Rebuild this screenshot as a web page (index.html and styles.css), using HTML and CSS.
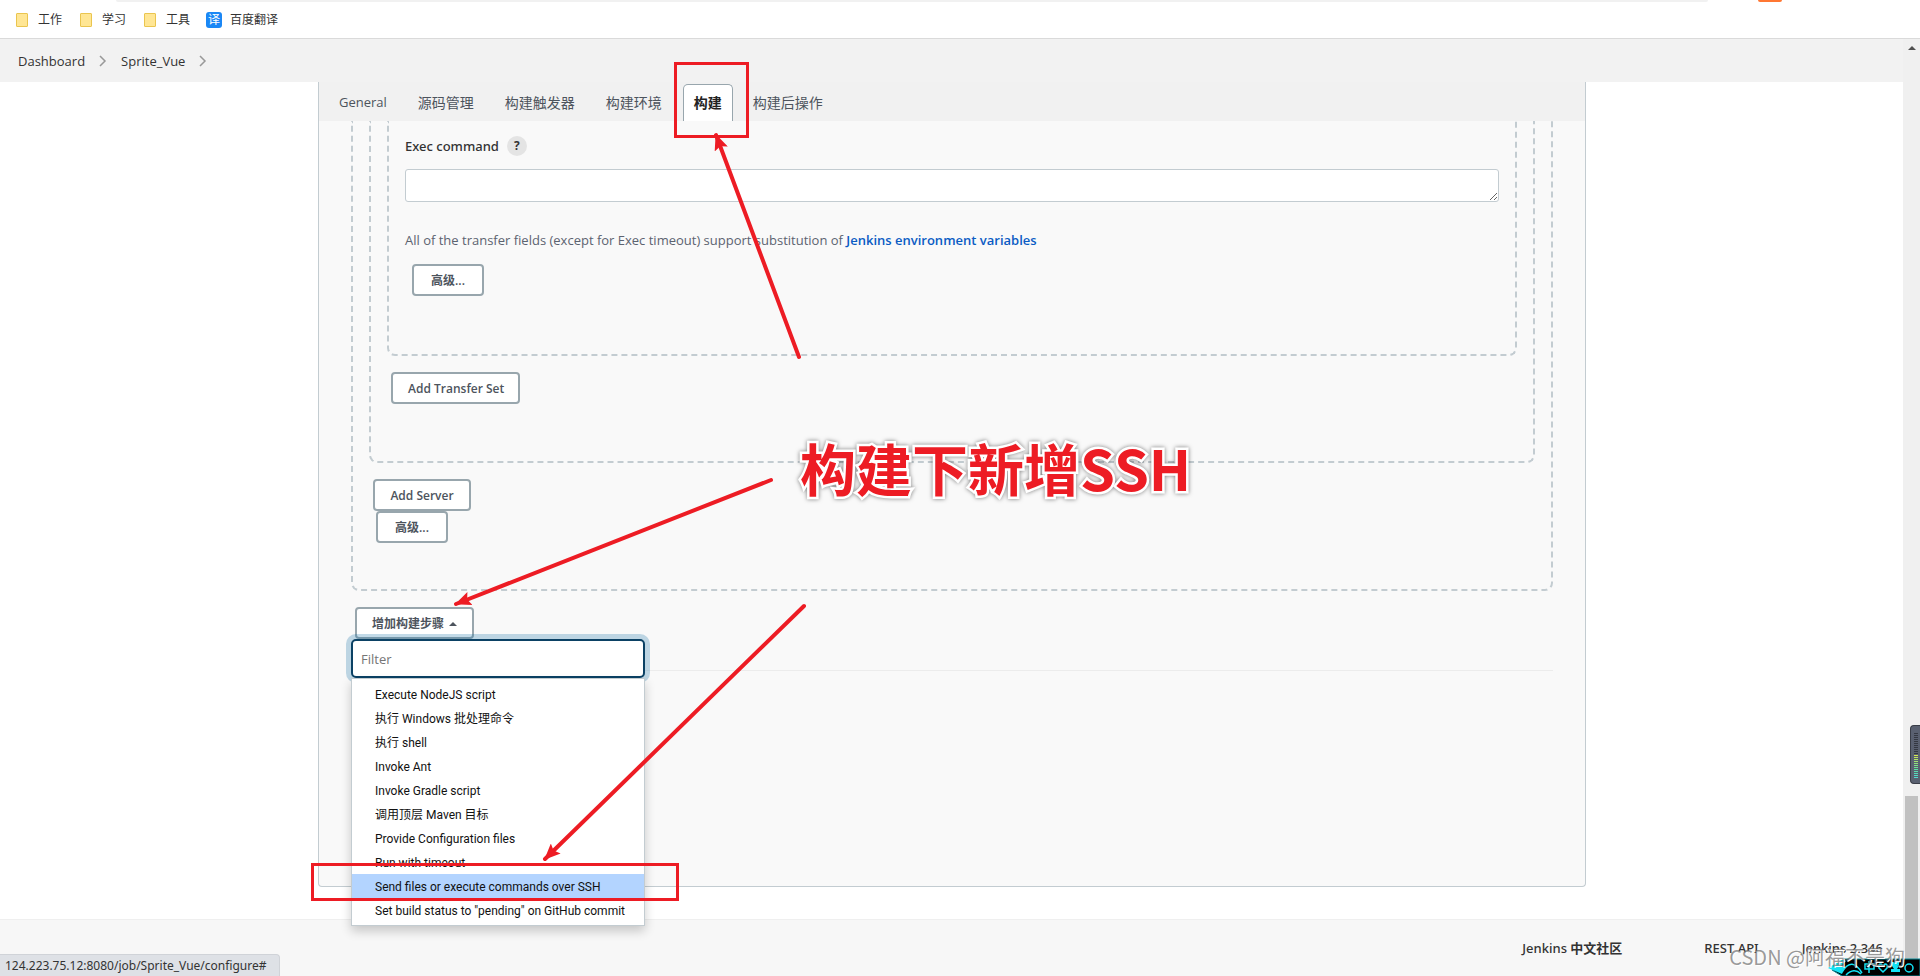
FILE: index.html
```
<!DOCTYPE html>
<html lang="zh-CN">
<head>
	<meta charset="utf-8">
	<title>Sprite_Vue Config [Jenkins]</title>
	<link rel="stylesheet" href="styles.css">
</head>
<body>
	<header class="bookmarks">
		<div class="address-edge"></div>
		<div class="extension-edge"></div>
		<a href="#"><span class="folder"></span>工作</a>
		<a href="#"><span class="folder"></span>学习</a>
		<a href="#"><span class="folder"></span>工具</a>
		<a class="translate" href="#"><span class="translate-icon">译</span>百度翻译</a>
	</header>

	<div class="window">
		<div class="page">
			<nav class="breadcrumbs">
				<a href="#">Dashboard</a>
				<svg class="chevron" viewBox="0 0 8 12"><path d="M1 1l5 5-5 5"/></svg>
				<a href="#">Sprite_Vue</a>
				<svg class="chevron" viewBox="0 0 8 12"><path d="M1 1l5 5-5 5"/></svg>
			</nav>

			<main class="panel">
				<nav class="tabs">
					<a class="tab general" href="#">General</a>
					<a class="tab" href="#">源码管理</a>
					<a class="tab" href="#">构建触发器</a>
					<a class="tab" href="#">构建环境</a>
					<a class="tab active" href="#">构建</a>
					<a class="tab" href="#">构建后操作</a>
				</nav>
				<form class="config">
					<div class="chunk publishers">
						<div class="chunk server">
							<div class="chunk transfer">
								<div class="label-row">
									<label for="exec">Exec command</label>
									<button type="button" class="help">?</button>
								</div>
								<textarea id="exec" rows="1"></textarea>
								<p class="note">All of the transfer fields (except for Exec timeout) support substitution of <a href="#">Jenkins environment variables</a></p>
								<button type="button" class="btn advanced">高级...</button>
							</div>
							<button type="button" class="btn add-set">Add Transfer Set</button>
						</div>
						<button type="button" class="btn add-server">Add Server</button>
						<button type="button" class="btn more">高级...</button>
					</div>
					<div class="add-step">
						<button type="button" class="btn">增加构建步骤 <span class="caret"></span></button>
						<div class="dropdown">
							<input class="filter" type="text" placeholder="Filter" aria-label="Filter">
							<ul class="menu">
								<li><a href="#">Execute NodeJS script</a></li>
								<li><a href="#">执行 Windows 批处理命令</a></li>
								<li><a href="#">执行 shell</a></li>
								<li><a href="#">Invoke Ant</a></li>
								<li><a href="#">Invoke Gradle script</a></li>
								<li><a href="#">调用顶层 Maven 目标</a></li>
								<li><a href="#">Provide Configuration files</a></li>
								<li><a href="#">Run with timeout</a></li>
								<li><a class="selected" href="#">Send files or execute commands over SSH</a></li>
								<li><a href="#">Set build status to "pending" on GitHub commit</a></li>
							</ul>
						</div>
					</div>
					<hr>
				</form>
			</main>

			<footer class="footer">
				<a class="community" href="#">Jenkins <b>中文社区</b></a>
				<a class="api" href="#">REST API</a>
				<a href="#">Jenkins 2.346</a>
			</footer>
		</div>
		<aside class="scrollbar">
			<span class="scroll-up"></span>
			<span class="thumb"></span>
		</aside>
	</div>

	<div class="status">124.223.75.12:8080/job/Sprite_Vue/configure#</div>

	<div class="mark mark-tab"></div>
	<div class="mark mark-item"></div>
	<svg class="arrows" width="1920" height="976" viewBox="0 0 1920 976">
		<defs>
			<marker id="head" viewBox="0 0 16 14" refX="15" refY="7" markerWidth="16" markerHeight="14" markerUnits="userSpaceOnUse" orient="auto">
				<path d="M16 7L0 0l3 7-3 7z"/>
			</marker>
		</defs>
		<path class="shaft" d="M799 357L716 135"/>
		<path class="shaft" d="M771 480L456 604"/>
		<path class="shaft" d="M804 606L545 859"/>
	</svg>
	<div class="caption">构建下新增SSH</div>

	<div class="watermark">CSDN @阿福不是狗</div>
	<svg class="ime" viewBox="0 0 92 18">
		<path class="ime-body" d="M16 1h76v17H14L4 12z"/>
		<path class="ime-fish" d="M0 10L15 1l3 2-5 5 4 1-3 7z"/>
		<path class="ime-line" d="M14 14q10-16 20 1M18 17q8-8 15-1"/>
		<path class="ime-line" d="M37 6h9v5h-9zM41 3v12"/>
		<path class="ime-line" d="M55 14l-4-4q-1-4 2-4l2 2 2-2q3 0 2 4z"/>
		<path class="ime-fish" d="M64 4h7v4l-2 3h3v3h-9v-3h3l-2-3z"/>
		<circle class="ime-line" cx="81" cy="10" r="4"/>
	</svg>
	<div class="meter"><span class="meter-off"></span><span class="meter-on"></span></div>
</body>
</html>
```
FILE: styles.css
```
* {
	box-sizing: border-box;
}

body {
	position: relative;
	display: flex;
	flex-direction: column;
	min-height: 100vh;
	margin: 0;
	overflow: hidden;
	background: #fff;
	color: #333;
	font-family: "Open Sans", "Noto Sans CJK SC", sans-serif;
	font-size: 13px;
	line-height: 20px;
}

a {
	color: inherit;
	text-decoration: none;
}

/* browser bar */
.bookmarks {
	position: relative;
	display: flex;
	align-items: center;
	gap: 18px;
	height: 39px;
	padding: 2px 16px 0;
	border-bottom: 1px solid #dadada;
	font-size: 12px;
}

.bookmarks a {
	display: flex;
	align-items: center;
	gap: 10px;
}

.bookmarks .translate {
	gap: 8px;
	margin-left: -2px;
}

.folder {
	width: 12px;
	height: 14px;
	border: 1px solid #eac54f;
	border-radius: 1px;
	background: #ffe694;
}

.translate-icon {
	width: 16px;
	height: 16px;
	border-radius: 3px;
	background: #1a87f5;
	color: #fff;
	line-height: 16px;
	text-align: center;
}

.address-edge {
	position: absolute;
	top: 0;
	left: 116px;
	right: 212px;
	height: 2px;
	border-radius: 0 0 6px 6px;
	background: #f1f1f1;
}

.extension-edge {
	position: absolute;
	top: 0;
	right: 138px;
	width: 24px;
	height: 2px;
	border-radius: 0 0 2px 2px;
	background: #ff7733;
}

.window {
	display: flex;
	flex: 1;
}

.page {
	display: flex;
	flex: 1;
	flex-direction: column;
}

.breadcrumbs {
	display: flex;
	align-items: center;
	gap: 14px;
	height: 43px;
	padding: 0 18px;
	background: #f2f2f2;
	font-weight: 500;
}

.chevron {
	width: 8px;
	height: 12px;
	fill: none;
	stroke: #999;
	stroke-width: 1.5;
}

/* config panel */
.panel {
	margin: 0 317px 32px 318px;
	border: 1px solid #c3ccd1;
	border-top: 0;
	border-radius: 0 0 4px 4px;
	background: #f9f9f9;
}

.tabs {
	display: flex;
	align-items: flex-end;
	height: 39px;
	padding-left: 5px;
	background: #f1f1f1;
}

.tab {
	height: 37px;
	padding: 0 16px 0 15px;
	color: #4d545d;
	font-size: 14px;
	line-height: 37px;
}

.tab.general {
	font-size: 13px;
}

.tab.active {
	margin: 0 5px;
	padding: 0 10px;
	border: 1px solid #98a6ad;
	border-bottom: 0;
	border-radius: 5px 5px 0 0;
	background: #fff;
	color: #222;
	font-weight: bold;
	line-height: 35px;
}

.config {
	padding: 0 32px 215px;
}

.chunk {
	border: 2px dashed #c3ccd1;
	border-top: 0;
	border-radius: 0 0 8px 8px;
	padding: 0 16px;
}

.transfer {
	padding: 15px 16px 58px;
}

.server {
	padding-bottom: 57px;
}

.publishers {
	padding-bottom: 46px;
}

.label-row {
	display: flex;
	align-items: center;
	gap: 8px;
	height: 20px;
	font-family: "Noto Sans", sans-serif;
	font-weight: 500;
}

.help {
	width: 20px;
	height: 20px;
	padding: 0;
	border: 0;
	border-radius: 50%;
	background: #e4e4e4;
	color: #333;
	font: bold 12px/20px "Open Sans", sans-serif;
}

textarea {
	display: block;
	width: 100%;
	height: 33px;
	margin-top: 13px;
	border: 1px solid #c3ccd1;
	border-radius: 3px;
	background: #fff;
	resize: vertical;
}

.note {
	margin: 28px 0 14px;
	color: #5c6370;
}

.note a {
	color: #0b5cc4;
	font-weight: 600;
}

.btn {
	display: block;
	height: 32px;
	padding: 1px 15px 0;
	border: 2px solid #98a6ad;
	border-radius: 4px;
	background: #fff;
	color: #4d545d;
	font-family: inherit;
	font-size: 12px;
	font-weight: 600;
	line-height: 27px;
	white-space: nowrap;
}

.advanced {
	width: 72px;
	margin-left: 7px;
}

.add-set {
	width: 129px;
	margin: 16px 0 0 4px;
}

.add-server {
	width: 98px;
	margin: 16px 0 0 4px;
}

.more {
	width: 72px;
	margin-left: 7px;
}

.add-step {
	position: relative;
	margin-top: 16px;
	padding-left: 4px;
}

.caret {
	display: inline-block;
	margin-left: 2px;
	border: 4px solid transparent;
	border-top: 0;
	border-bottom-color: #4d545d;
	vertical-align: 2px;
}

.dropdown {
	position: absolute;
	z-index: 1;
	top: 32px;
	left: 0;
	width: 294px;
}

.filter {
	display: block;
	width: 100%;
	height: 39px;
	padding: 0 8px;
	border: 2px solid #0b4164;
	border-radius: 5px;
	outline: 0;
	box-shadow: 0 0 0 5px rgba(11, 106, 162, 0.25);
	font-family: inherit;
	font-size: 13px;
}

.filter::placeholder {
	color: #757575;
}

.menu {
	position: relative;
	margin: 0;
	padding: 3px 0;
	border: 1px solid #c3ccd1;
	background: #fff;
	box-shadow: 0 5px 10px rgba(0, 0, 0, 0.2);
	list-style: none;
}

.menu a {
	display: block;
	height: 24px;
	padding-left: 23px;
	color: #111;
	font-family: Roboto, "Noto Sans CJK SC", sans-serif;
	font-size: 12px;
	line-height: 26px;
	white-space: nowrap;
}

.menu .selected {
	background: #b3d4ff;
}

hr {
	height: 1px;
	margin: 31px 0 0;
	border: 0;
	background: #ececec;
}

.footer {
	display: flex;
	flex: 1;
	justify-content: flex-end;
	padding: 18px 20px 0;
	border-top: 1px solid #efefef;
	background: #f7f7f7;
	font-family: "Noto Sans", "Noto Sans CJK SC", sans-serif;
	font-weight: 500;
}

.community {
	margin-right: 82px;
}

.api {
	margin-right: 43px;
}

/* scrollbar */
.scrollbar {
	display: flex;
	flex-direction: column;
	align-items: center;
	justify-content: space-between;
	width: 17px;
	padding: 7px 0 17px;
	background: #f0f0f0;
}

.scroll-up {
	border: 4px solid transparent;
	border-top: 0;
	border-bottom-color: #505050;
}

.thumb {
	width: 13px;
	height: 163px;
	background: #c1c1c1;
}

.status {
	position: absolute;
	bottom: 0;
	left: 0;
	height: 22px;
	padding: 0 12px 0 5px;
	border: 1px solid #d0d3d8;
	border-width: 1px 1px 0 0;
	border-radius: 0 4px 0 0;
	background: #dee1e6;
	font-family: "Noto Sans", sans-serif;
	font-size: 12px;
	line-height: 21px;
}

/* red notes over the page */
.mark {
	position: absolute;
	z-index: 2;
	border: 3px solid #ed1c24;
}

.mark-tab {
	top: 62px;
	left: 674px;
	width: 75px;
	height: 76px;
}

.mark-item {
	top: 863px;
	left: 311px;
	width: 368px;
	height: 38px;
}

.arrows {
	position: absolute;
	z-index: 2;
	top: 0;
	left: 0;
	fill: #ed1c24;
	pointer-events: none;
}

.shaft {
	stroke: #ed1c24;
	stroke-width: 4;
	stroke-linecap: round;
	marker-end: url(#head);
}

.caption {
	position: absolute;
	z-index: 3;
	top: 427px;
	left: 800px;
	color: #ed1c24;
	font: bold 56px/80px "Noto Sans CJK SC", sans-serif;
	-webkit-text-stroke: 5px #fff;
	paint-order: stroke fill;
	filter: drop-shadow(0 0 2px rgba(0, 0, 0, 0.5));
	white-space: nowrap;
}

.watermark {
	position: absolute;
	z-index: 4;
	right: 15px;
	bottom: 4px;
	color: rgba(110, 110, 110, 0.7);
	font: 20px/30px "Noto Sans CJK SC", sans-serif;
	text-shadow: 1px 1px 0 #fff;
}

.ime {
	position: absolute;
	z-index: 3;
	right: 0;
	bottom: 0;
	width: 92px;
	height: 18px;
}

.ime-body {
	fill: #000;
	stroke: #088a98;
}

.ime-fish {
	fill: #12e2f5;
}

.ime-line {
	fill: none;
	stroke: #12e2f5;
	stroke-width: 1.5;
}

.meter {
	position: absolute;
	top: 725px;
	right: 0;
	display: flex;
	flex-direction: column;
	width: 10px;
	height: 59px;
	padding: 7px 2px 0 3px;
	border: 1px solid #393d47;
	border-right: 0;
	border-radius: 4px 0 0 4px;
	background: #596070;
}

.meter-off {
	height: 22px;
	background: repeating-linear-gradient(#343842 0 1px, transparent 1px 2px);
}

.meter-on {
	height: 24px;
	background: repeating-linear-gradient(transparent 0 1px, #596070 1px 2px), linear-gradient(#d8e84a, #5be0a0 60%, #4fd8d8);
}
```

Problem: Identify the lines that hold the word "index". Copy every one of them.

Answer to this task:
Rebuild this screenshot as a web page (index.html and styles.css), using HTML and CSS.
FILE: index.html
	z-index: 1;
	z-index: 2;
	z-index: 2;
	z-index: 3;
	z-index: 4;
	z-index: 3;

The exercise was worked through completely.